Леэсалу не может реабилитировать романного Иво – иначе распадется сюжет. Но она вводит в спектакль мотив, вечный для этой земли, и словно переносит в 1577 год конфликт из фильма Эльмо Нюганена «1944».
Герой и антигерой, Габриэль и Иво, оба убеждены, что ведут борьбу за свой народ. "Я горжусь тем, что в моих жилах течет кровь доблестного, но несчастного народа. Разве может быть для меня позором то, что предки мои были насильственно обращены в рабство? Мои предки отважно сражались за свою свободу, и дух вольности и поныне не угас в их потомках», - говорит Габриэль. Возможно, Иво тоже мог бы сказать нечто подобное. Но война разделила названных братьев. Габриэль убежден, что будущее народа связано с русскими; Иво – что с немцами (и шведами).
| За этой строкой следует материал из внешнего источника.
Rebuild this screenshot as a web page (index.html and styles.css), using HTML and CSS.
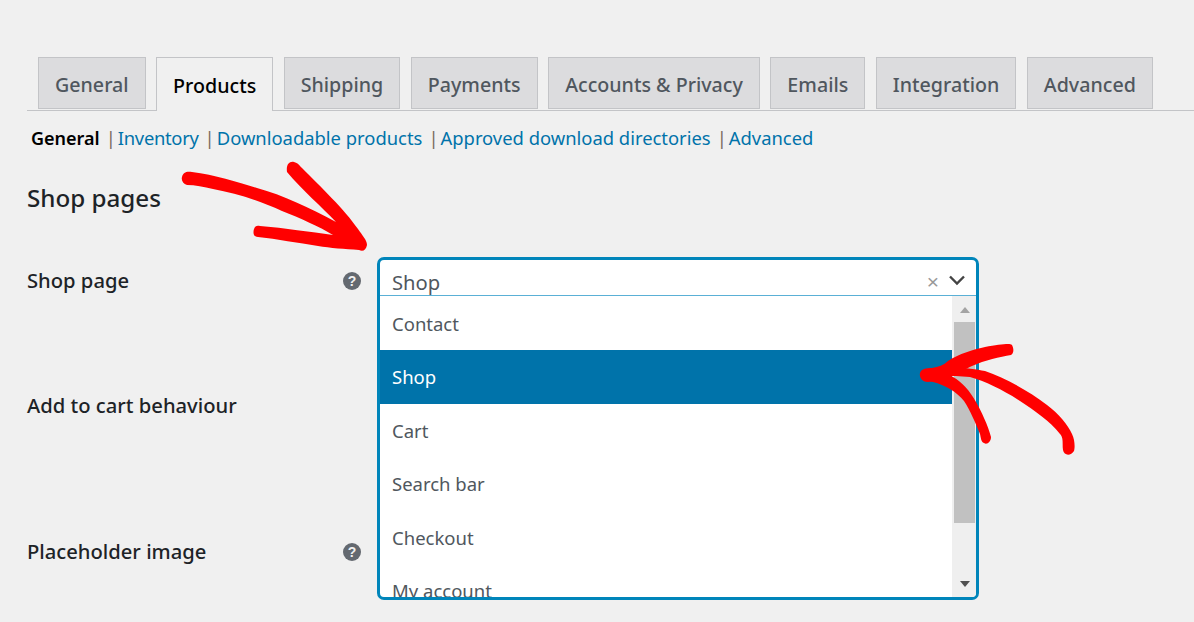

Законы жанра требуют, чтобы герой и антигерой (романтический герой и романтический злодей) были равны в отваге и силе, но первый идет праведным путем, а второй – под влиянием безответной любви – сворачивает на тропу обмана и предательства. Прийт Пиус и Каспар Вельберг наполняют противостояние своих героев неподдельным драматизмом, а финальный их поединок становится украшением спектакля (постановщиком боев стал Индрек Саммуль). Как и сцена гибели монастыря.
Пламя войны гаснет, чтобы дать место непременному для романтической истории финальному поцелую (В Голливуде такой последний кадр называют «поцелуем в диафрагму.) Зал в восторге. На три часа зрителю позволили окунуться в мир сильных чувств и головокружительных приключений. А что еще требовать от летней постановки под открытым небом?